But in all seriousness, it was truly the most amazing day. I was honored to a part of it and have a birds eye view as you began the next chapter in your life with one of the greatest guys I’ve ever met. You looked beautiful and I had a blast. And I’m not gonna lie, part of me was hoping you’d let me pull my can of whoopass out on someone.
Oh and thanks for the bra. (long story!)
*dolphin kisses*
Liz
PS Because I just CAN’T STOP my controlling MOH behavior, I cropped your bride pic on this post to make it bigger. Your head was partially cut off and I just couldn’t let that happen on my watch. I want everyone to see how damn HAWT you looked! xoxo
Liz–First, I noticed that my head was cut off but I left it that way because I felt weird posting a picture of just me…and even weirder that I cropped my mom out of it (sorry, mom!).
Second, I’m glad you LOVE the post. You should–it’s all about you
But I seriously believe it doesn’t even do you justice. And I’m sure there are 1,000 moments I’m forgetting to thank you for…and 1,000 others I can’t mention in writing. I want you to know that you earned that Nook (MOH gift) FIFTY times over because you really were beyond stellar. Sorry I didn’t let you open a can of woop ass on anyone…I know you really, really wanted to!
**dolphin kisses to you too**
xoxo
PS: I forgot the bra at your house…. but that does NOT mean you can keep it! I’ve had it for five years because it’s the only strapless that does the job (long story).
You can still play it, but I’m not sure that it does much good back in the burbs!
Matt–hmm… well, maybe I should try it and see
Great post – thanks for the sneak peek inside your wedding day! So nice to hear your wedding day was the magical day that you’d always imagined it would be . . . congratulations, Lisa!!! And to you too, Liz, for making her special day that much more so! : ) Wishing you & your hubby all the best for decades of happiness, good health & amazing times!!
Jules–thanks so much! I’m so thankful to Liz for helping make my day so special. Without her, I would’ve been two bridal meltdowns shy of a disaster!

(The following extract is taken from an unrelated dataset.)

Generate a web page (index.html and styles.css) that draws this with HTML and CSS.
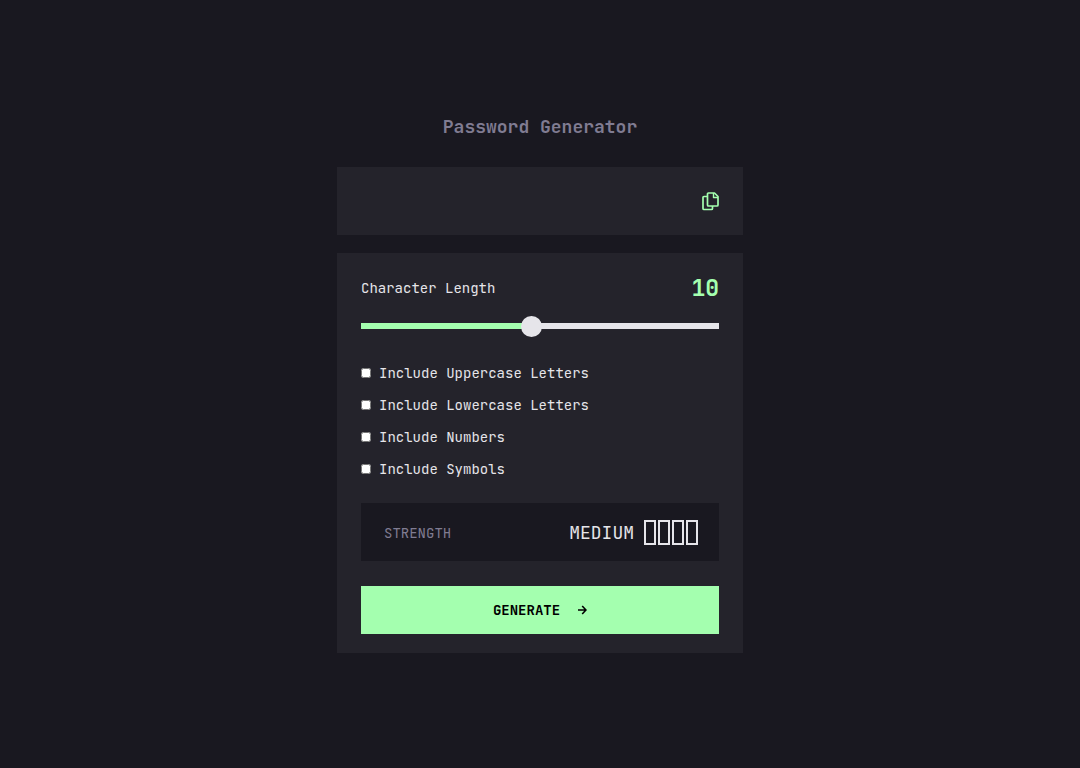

I confess that I too rode on the tails of the bride card…the mother of the bride (MOB) card…when I called the hotel to check on my rooms and mentioned I was the MOB, I think I heard a clicking of heels and and a whish of air as a arm raised to a salute. I was assured of views, convenience and second floor quiet before I knew it…Also Jolise was all over the couple of special requests that I had for food in the Bridal Suite and another for your table at the dinner. I played the MOB card and loved every moment of it…
I am so glad that you felt special on your special day as you so DESERVED it and glad that you had Liz as your MOH….she could have made General Patton shake in his boots…just kidding…seriously..she always had your back and was like an extension of your brain…

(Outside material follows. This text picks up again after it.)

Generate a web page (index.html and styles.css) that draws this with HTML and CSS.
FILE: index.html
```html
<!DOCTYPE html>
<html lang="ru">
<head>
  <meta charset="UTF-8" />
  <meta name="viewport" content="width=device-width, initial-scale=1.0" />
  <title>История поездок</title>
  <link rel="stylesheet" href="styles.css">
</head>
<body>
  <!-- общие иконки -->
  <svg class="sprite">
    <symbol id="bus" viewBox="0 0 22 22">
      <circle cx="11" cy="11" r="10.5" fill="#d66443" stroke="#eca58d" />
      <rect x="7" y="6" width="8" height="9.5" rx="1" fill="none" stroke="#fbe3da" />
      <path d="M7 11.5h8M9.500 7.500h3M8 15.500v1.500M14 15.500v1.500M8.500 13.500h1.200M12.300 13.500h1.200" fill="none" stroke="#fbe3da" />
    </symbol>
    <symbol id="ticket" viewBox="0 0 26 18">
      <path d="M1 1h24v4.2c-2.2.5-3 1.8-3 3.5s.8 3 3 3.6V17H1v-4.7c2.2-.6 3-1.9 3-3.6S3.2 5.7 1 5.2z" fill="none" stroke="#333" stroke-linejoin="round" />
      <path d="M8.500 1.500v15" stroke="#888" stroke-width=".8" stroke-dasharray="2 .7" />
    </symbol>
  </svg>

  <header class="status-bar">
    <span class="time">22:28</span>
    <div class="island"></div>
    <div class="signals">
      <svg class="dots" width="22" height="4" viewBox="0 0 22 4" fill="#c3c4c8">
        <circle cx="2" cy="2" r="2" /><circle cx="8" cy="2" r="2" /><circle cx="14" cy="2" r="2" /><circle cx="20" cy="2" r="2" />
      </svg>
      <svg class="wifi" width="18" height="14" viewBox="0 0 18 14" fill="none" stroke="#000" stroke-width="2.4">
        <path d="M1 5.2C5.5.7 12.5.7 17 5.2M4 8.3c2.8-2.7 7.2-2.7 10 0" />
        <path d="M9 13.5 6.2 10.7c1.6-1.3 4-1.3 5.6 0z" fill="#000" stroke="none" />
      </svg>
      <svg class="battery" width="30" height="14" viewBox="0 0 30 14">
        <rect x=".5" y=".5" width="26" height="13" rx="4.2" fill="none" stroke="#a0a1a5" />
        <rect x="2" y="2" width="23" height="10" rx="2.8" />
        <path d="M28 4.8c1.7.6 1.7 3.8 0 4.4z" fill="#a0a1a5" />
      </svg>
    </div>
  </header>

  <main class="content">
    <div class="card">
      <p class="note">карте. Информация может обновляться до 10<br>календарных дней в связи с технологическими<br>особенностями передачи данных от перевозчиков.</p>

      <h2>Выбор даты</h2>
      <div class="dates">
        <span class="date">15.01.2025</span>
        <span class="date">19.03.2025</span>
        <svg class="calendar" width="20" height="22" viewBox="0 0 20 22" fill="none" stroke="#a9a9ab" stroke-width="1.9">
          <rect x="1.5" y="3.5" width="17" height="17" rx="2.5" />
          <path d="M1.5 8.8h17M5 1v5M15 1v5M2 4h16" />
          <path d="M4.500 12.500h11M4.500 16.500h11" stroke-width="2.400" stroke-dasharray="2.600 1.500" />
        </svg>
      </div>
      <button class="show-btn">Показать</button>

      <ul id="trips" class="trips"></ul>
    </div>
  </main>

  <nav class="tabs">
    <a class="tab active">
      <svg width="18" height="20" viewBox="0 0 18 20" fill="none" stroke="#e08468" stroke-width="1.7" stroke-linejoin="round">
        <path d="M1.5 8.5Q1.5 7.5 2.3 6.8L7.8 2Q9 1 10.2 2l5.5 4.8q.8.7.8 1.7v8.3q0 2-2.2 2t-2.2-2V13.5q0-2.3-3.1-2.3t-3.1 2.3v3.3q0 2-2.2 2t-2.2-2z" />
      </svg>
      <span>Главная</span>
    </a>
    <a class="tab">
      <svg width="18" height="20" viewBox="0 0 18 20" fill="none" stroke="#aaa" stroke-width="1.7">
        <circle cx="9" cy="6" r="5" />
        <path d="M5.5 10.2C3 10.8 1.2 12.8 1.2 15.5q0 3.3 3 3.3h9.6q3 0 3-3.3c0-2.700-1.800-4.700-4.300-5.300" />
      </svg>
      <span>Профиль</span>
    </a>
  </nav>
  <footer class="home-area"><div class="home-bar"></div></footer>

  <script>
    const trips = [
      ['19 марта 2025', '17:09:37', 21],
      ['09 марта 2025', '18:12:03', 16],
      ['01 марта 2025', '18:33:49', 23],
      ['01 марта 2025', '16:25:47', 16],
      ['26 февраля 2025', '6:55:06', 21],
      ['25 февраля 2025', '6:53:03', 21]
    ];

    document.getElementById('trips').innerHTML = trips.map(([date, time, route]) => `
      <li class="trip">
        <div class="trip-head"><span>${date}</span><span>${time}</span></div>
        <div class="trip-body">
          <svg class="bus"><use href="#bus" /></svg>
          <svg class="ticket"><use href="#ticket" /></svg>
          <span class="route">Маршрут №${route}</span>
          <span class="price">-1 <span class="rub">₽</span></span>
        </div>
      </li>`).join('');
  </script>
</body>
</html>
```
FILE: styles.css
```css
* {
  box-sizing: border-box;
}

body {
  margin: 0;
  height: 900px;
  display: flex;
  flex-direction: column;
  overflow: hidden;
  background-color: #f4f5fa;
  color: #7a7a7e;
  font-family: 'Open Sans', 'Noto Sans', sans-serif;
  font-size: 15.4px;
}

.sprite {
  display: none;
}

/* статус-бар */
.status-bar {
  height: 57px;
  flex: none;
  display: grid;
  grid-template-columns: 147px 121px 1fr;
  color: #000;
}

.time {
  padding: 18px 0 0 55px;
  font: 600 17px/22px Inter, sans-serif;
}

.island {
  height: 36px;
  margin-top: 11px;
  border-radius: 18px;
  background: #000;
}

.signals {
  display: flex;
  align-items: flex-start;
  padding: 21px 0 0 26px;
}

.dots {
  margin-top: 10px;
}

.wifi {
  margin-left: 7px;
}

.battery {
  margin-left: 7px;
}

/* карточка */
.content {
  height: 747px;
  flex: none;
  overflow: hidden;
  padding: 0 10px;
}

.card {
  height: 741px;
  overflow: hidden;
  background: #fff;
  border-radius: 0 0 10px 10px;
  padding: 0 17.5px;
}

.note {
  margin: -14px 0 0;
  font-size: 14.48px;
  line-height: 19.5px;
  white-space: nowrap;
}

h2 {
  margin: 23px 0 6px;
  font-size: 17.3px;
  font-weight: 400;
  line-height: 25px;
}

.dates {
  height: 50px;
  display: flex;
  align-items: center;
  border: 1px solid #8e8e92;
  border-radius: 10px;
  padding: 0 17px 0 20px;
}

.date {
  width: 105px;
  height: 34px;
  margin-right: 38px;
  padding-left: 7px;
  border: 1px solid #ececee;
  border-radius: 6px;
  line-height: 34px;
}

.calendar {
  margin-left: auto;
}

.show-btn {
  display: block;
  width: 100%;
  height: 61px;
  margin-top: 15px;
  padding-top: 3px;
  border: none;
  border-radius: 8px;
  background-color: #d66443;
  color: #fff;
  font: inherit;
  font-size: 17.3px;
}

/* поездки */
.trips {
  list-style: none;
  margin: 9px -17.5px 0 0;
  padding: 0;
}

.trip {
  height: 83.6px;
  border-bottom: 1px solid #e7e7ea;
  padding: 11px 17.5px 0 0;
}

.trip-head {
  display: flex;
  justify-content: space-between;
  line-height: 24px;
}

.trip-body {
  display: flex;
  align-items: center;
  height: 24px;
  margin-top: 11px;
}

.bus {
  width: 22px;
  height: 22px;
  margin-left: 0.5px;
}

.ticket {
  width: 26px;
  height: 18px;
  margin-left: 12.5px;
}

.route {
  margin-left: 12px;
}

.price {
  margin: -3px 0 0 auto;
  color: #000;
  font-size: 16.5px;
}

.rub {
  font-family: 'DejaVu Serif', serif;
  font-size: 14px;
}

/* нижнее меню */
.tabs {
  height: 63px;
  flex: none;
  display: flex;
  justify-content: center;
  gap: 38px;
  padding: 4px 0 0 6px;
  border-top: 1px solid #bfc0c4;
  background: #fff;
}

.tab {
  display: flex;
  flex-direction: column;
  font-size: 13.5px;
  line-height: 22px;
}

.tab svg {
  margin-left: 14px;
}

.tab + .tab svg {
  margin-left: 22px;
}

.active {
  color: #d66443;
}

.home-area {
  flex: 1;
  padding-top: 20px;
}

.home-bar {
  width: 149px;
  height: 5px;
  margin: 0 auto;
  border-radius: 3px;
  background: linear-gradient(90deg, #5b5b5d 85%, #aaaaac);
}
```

About the dress…I think that every month on the 28th, you and Matt should have a candlight dinner and you should wear that beautiful dress….does she have a name? Love, Mom
PS….I am totally fine being cropped out of the picture…it was YOUR DAY!!
Mom–that’s hilarious! I’m glad you rode on the coattails and played the card. Good for you! You deserved it as you were the perfect MOB!
And yes, Liz sooo gave Patton a run for his money. She would’ve had him shaking in his boots! And I wouldn’t have had it any other way! xoxo
PS: Mom, the dress’s name is Marilyn. She would turn over in her acid free tissue paper to hear that you forgot that!
Thanks……and kudos to LaSundara ….the Hair Extraordinaire Lady!! She did like 35 hairdos in 2 hours or something like that and still looked marvelous with about 3 minutes to get ready for the wedding….
PS:….I forgot that Marilyn was the designer’s name for her….I thought maybe she might have gotten an additonal middle name perhaps Grace (shout out to Grace Kelly) or Ariel …as she did have quite a regal quality… she definitely made you look like a PRINCESS!!!…and who else but royalty would get to ride in the cockpit of an airplane!! xxxxooo
What a gorgeous bride!
And MOH, but not more than the bride because it’s all about the bride. That is a super awesome dress.
Oh yes… we cannot forget La Sundra. And I’d like to say that she’s GREATLY IMPROVED from her days of giving me ringlets for prom back in high school. But all these years later, she still knows how to wield a curling iron like nobody’s bidness. Thanks, La!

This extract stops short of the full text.